There is more info about this on the dev docs here - https://devdocs.magento.com/guides/v2.4/performance-best-practices/advanced-js-bundling.html where Magento agree that the core bundling method results in a poor experience for users:
Magento bundling reduces the number of connections per page, but for each page request it loads all bundles, even when the requested page may only depend on files within one or two of the bundles. Performance improves after the browser caches the bundles. But, because the browser loads these bundles synchronously, the user’s first visit to a Magento storefront could take a while to render and hurt the user experience.

At Slow 3G connectivity, it takes about 44 seconds to load all the bundles for the homepage of a clean Magento installation.

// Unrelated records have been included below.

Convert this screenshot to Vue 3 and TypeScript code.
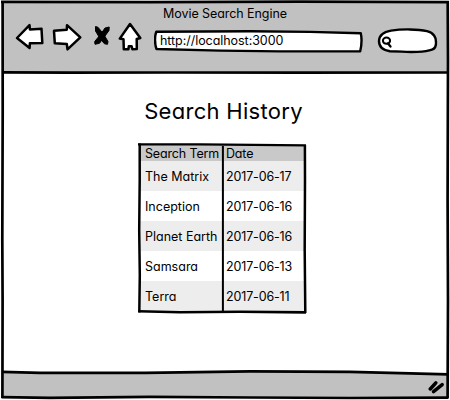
<script setup lang="ts">
interface HistoryEntry {
  term: string
  date: string
}

const entries: HistoryEntry[] = [
  { term: 'The Matrix', date: '2017-06-17' },
  { term: 'Inception', date: '2017-06-16' },
  { term: 'Planet Earth', date: '2017-06-16' },
  { term: 'Samsara', date: '2017-06-13' },
  { term: 'Terra', date: '2017-06-11' },
]
</script>

<template>
  <div class="browser">
    <header class="chrome">
      <div class="title">Movie Search Engine</div>
      <div class="toolbar">
        <svg class="nav" width="140" height="36" viewBox="8 18 140 36">
          <g fill="#fff" stroke="#000" stroke-width="2.5" stroke-linejoin="round">
            <path d="M17 38 L29.5 25.2 L29.9 29.5 L41.5 28.7 L42.3 43 L29.9 43.2 L29.6 48 Z" />
            <path d="M54 30.8 L66.8 29.8 L67 25.2 L80.3 37.3 L67.5 49.3 L66.8 44 L54.8 43.3 Z" />
            <path d="M130 24 L140.3 38 L136.7 39 L136.8 49 L132.4 49.3 L131.6 46.3 L128.8 46.3 L128.4 49.3 L123.8 49.3 L123.5 39.2 L119.8 38.6 Z" />
          </g>
          <g stroke="#000" stroke-linejoin="round">
            <path d="M95.5 26.5 L98 27.3 L103.5 34 L108 41.5 L107.5 44.3 L104.5 43.8 L100 38.5 L95.5 31 Z" />
            <path d="M109.2 27 L109 30.5 L105 36 L99.5 43.3 L95 44.3 L94.7 41.5 L100.5 34.5 L105 28 Z" />
          </g>
        </svg>
        <div class="address">
          <svg class="outline" width="210" height="24" viewBox="154 30 210 24">
            <path d="M156.3 31.8 L250 31.3 L310 31.9 L360.8 33.2 C362 39 361.7 45 360.2 51.2 L280 51.4 L220 50.6 L156.5 49 C154.6 44 154.6 36 156.3 31.8 Z" fill="#fff" stroke="#000" stroke-width="2.4" stroke-linejoin="round" />
          </svg>
          <span class="url">http://localhost:3000</span>
        </div>
        <svg class="search" width="62" height="26" viewBox="377 28 62 26">
          <path d="M379 41 C379.2 35 384.5 31.8 391 30.6 C402 28.9 418 29 427 31.2 C434 32.8 436.3 38 436 42 C436.3 46.8 435 48.7 432 49.6 C425 52.2 410 52.4 402 51.6 L390 51.2 C383 50.3 379 46.8 379 41 Z" fill="#fff" stroke="#000" stroke-width="2.4" />
          <ellipse cx="386.5" cy="40.7" rx="3.6" ry="3.1" fill="none" stroke="#000" stroke-width="2" />
          <path d="M388 43.5 L390.5 46.5" stroke="#000" stroke-width="2.3" stroke-linecap="round" />
        </svg>
      </div>
    </header>

    <main class="page">
      <h1>Search History</h1>
      <div class="history">
        <table>
          <thead>
            <tr>
              <th>Search Term</th>
              <th>Date</th>
            </tr>
          </thead>
          <tbody>
            <tr v-for="entry in entries" :key="entry.term">
              <td>{{ entry.term }}</td>
              <td class="date">{{ entry.date }}</td>
            </tr>
          </tbody>
        </table>
        <svg class="outline" width="170" height="174" viewBox="137 142 170 174">
          <g fill="none" stroke="#000">
            <path d="M138 144.4 L200 144.3 L306 145.3" stroke-width="2.3" />
            <path d="M139.7 143.5 L139.7 180 L139.2 230 L139.8 275 L139.3 312.5" stroke-width="2.5" />
            <path d="M304.9 145 L305 180 L304.7 250 L305.3 313" stroke-width="2.5" />
            <path d="M138.5 311.3 L180 312.2 L240 311.8 L306 312.4" stroke-width="2.6" />
            <path d="M222.9 146 L222.9 311" stroke-width="2" />
          </g>
        </svg>
      </div>
    </main>

    <footer class="status">
      <svg width="18" height="16" viewBox="428 379 18 16">
        <g stroke="#000" stroke-width="3.5" stroke-linecap="round">
          <path d="M430.3 389 L435.8 382.8" />
          <path d="M433.5 391.6 L442.2 384.6" />
        </g>
      </svg>
    </footer>

    <svg class="frame" width="450" height="400" viewBox="0 0 450 400">
      <path d="M0 0 H450 V400 H0 Z M2.5 2 L447 2 L448 25 L447.5 398 L2.5 397.5 Z" fill="#fff" fill-rule="evenodd" />
      <path d="M2.5 366 L2.5 371.8 L145 372.6 L250 371.3 L370 372.3 L448 374.6 L448 366 Z" fill="#fff" />
      <g fill="none" stroke="#000" stroke-width="2.7">
        <path d="M1 1.8 L150 2.1 L300 1.7 L449 2.1" />
        <path d="M2.6 1 L2.7 110 L2.3 240 L2.6 300 L2.4 398" />
        <path d="M447.7 1 L448 60 L447.6 200 L448 300 L447.6 398" />
        <path d="M2 72.4 L70 72.7 L170 72.5 L300 72.6 L448 72.5" />
        <path d="M2 371.8 L40 372.8 L145 372.9 L250 371.4 L350 371.9 L410 373.4 L448 374.4" />
        <path d="M1.5 397.2 L50 397.9 L150 396.8 L250 397.5 L350 398 L448.5 397.6" />
      </g>
    </svg>
  </div>
</template>

<style>
body {
  margin: 0;
  background: #fff;
}
</style>

<style scoped>
.browser {
  position: relative;
  display: flex;
  flex-direction: column;
  width: 450px;
  height: 400px;
  overflow: hidden;
  background: #fff;
  color: #000;
  font-family: Inter, "Open Sans", sans-serif;
  font-feature-settings: "cv11", "ss03";
  font-size: 12.5px;
}

.chrome {
  height: 72px;
  background: #c1c1c1;
}

.title {
  box-sizing: border-box;
  height: 18px;
  padding-top: 5px;
  line-height: 18px;
  letter-spacing: -0.07px;
  text-align: center;
}

.toolbar {
  display: flex;
  align-items: flex-start;
  padding-left: 8px;
}

.nav {
  flex: none;
}

.address {
  position: relative;
  flex: none;
  width: 210px;
  height: 24px;
  margin: 12px 13px 0 6px;
}

.outline {
  position: absolute;
  top: 0;
  left: 0;
}

.url {
  position: relative;
  display: block;
  padding-left: 6px;
  line-height: 21px;
  letter-spacing: -0.05px;
}

.search {
  flex: none;
  margin-top: 10px;
}

.page {
  display: flex;
  flex: 1;
  flex-direction: column;
  align-items: center;
}

h1 {
  margin: 23px 0 0;
  padding-right: 3px;
  font-size: 22px;
  font-weight: 400;
  line-height: 32px;
  letter-spacing: 0.3px;
}

.history {
  position: relative;
  width: 170px;
  height: 174px;
  margin: 15px 6px 0 0;
}

table {
  width: 166px;
  margin: 3px 0 0 2px;
  border-spacing: 0;
  table-layout: fixed;
}

th,
td {
  height: 28px;
  padding: 2px 0 0 6px;
  line-height: 28px;
  text-align: left;
  font-weight: 400;
  white-space: nowrap;
}

th:first-child {
  width: 78px;
}

th {
  height: 14px;
  line-height: 14px;
  letter-spacing: -0.15px;
  background: #c9c9c9;
}

th:last-child,
td:last-child {
  padding-left: 3px;
}

.date {
  letter-spacing: -0.15px;
}

tbody tr:nth-child(odd) {
  background: #ededed;
}

.status {
  display: flex;
  justify-content: flex-end;
  height: 34px;
  background: #c1c1c1;
}

.status svg {
  margin: 13px 4px 0 0;
}

.frame {
  position: absolute;
  inset: 0;
}
</style>
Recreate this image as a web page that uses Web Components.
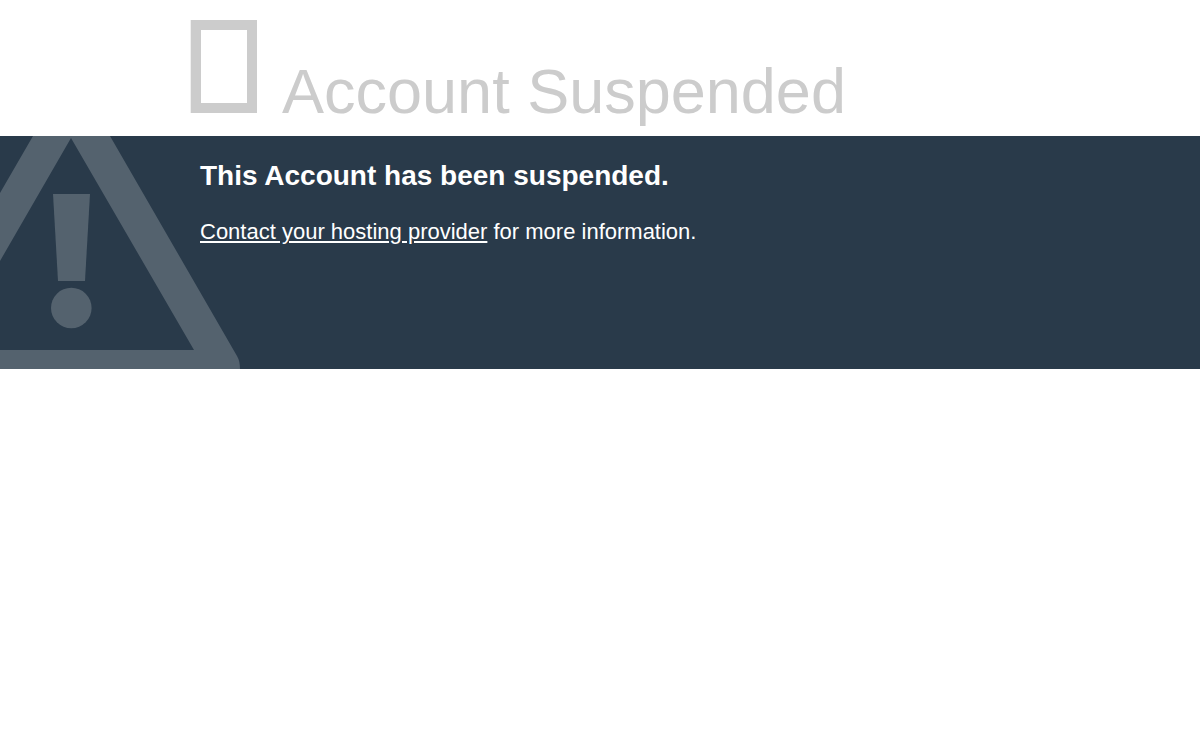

And this is before you add any custom JS!
So how can we bundle?
There are a number of different tools built to try and bundle the JS in a better way, I have tried the ones below with varying results. The general results were good on a core instance of Magento after some configuring and patching, it was painful but worked.
It was a different story on a custom theme though, every single tool ran into errors, and when I fixed those errors something else would go wrong, then something else. So in the end I gave up. This could have been something in the theme causing issues although it was a very typical M2 theme using the core stack.
Regardless of what we do the core Magento 2 frontend stack (not PWA studio) is never going to result in a fast website unless you rewrite every piece of functionality, loading hundreds of JS files is a terrible idea and we are left to fix this as Magento seemed to drop the frontend stack the moment M2 was released.